Material provided:
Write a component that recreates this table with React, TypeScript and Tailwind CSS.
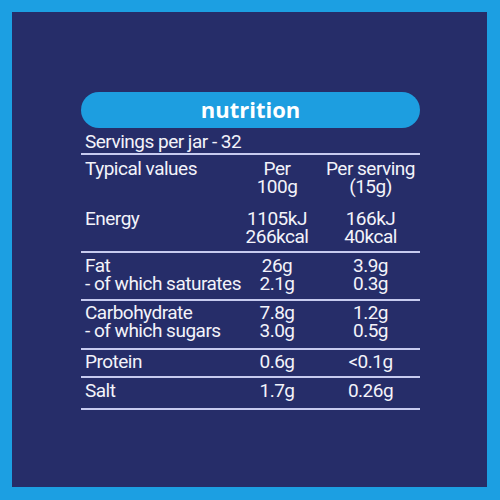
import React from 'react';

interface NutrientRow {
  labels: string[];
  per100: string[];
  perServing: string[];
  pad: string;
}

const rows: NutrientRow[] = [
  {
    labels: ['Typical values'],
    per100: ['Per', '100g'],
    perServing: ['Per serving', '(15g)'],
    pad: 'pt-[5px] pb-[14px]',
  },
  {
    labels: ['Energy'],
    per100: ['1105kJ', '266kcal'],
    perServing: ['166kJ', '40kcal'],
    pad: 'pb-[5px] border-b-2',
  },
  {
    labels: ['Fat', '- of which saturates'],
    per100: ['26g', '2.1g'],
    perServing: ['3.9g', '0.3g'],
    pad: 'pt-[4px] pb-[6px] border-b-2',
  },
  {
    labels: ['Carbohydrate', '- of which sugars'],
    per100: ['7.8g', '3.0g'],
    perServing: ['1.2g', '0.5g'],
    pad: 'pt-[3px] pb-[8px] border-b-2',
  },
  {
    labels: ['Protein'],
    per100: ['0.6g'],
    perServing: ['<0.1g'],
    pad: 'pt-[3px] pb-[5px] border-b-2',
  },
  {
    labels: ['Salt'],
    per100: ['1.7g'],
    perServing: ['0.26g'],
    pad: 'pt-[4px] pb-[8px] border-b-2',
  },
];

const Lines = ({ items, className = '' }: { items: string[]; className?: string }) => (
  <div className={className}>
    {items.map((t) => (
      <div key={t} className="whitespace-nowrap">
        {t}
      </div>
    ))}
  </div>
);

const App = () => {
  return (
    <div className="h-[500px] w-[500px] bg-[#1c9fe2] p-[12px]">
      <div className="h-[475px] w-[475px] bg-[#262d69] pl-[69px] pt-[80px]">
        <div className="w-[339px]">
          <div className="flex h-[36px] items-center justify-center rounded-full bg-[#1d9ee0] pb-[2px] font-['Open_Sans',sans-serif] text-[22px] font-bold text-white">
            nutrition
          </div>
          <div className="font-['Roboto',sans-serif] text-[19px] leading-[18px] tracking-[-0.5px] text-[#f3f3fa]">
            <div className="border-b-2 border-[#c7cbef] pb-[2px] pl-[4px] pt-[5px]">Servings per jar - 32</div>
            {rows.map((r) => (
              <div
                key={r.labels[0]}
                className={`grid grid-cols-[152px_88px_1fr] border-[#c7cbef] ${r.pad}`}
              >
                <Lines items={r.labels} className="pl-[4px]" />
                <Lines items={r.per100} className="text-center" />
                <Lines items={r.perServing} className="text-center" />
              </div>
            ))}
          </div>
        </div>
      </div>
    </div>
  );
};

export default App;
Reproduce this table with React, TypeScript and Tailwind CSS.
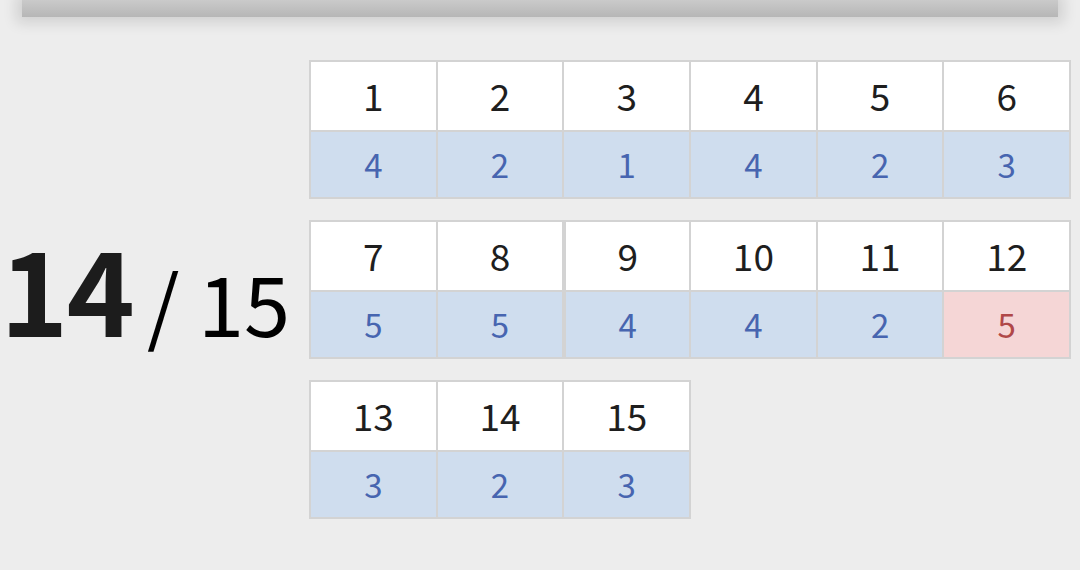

Directive:
Every record above should be transcribed exactly; the pictures stay out of the copy.

Reply:
Write a component that recreates this table with React, TypeScript and Tailwind CSS.
import React from 'react';

interface NutrientRow {
  labels: string[];
  per100: string[];
  perServing: string[];
  pad: string;
}

const rows: NutrientRow[] = [
  {
    labels: ['Typical values'],
    per100: ['Per', '100g'],
    perServing: ['Per serving', '(15g)'],
    pad: 'pt-[5px] pb-[14px]',
  },
  {
    labels: ['Energy'],
    per100: ['1105kJ', '266kcal'],
    perServing: ['166kJ', '40kcal'],
    pad: 'pb-[5px] border-b-2',
  },
  {
    labels: ['Fat', '- of which saturates'],
    per100: ['26g', '2.1g'],
    perServing: ['3.9g', '0.3g'],
    pad: 'pt-[4px] pb-[6px] border-b-2',
  },
  {
    labels: ['Carbohydrate', '- of which sugars'],
    per100: ['7.8g', '3.0g'],
    perServing: ['1.2g', '0.5g'],
    pad: 'pt-[3px] pb-[8px] border-b-2',
  },
  {
    labels: ['Protein'],
    per100: ['0.6g'],
    perServing: ['<0.1g'],
    pad: 'pt-[3px] pb-[5px] border-b-2',
  },
  {
    labels: ['Salt'],
    per100: ['1.7g'],
    perServing: ['0.26g'],
    pad: 'pt-[4px] pb-[8px] border-b-2',
  },
];

const Lines = ({ items, className = '' }: { items: string[]; className?: string }) => (
  <div className={className}>
    {items.map((t) => (
      <div key={t} className="whitespace-nowrap">
        {t}
      </div>
    ))}
  </div>
);

const App = () => {
  return (
    <div className="h-[500px] w-[500px] bg-[#1c9fe2] p-[12px]">
      <div className="h-[475px] w-[475px] bg-[#262d69] pl-[69px] pt-[80px]">
        <div className="w-[339px]">
          <div className="flex h-[36px] items-center justify-center rounded-full bg-[#1d9ee0] pb-[2px] font-['Open_Sans',sans-serif] text-[22px] font-bold text-white">
            nutrition
          </div>
          <div className="font-['Roboto',sans-serif] text-[19px] leading-[18px] tracking-[-0.5px] text-[#f3f3fa]">
            <div className="border-b-2 border-[#c7cbef] pb-[2px] pl-[4px] pt-[5px]">Servings per jar - 32</div>
            {rows.map((r) => (
              <div
                key={r.labels[0]}
                className={`grid grid-cols-[152px_88px_1fr] border-[#c7cbef] ${r.pad}`}
              >
                <Lines items={r.labels} className="pl-[4px]" />
                <Lines items={r.per100} className="text-center" />
                <Lines items={r.perServing} className="text-center" />
              </div>
            ))}
          </div>
        </div>
      </div>
    </div>
  );
};

export default App;
Reproduce this table with React, TypeScript and Tailwind CSS.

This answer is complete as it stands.